**What the task requires**
State how many lines in the listing below include the word "components", and add nothing besides the number.

**Dataset extract**
============

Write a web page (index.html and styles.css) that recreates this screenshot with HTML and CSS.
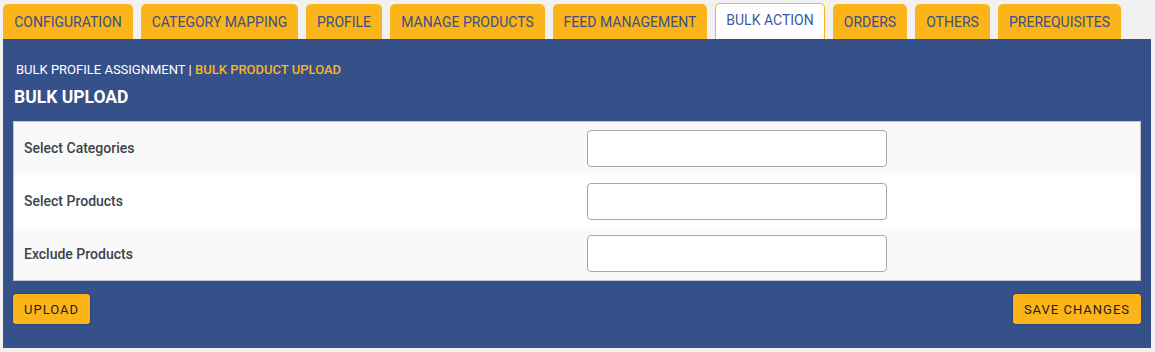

============

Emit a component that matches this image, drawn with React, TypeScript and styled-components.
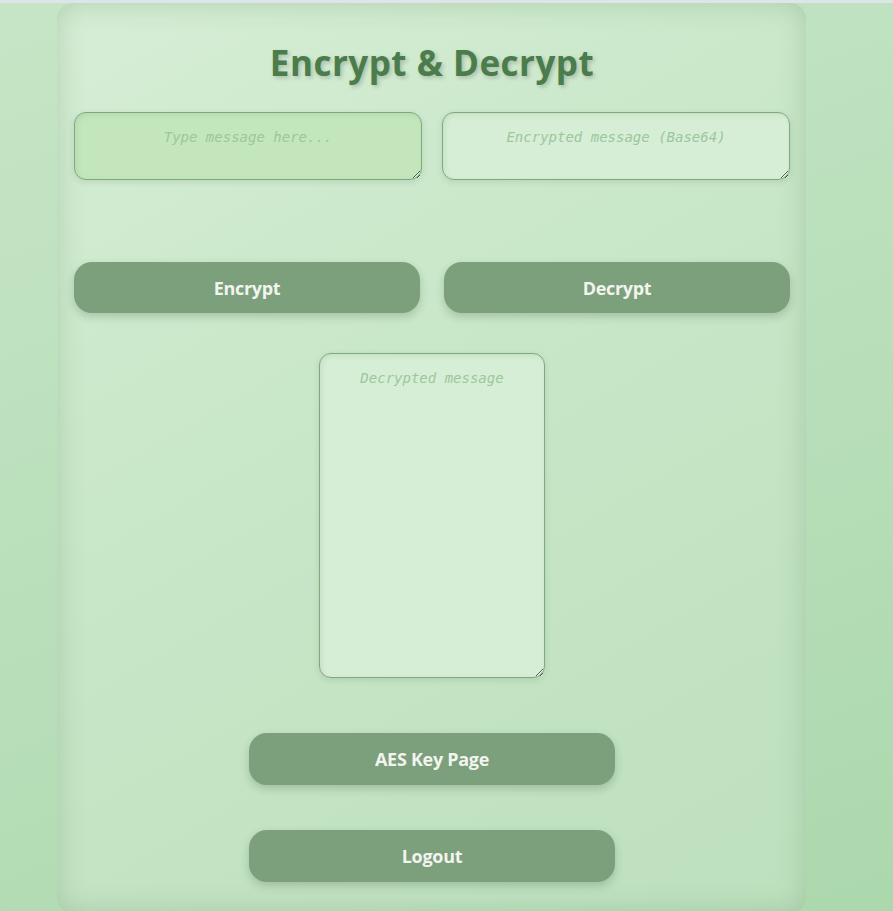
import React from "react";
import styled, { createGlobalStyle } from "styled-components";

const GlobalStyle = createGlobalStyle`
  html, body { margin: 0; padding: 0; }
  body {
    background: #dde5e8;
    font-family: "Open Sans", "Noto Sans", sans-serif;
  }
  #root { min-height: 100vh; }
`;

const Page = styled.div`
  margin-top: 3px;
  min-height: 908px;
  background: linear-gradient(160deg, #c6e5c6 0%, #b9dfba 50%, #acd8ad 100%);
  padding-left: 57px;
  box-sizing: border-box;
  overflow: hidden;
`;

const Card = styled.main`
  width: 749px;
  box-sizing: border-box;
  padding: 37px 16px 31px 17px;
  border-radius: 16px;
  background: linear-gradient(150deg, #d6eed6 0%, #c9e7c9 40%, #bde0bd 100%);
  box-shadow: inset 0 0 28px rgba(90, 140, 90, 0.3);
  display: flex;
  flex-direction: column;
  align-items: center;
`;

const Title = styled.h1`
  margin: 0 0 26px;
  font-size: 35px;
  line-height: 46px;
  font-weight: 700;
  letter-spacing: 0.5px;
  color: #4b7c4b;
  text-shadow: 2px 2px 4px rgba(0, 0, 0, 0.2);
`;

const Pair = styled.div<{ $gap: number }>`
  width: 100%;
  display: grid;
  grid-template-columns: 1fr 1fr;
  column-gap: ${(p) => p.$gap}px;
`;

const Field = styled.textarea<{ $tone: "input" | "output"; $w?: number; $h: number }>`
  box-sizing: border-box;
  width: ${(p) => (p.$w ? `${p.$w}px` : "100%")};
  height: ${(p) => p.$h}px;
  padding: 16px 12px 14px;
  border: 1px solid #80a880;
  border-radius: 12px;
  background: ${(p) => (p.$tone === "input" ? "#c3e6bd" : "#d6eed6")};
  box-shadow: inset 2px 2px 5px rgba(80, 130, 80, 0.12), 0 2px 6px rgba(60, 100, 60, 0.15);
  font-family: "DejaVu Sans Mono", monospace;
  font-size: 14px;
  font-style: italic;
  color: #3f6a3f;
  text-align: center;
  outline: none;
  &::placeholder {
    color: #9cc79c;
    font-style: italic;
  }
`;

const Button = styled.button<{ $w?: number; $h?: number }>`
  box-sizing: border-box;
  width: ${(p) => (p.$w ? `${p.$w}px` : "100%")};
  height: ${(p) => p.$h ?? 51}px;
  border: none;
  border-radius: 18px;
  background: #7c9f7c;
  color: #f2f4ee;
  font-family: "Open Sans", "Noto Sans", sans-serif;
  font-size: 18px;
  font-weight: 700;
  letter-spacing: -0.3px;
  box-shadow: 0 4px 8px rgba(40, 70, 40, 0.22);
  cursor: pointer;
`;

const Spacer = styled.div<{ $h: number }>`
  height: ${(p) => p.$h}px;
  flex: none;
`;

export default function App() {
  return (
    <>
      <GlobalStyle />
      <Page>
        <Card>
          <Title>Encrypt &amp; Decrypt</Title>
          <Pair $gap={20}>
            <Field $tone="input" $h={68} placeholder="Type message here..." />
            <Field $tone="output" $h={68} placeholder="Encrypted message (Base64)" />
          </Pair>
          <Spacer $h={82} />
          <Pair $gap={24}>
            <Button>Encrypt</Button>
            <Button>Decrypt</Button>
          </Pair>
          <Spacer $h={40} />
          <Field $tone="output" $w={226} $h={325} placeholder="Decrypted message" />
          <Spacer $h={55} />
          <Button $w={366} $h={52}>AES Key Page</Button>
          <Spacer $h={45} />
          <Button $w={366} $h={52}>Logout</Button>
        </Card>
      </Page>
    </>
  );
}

============

**Written response**
2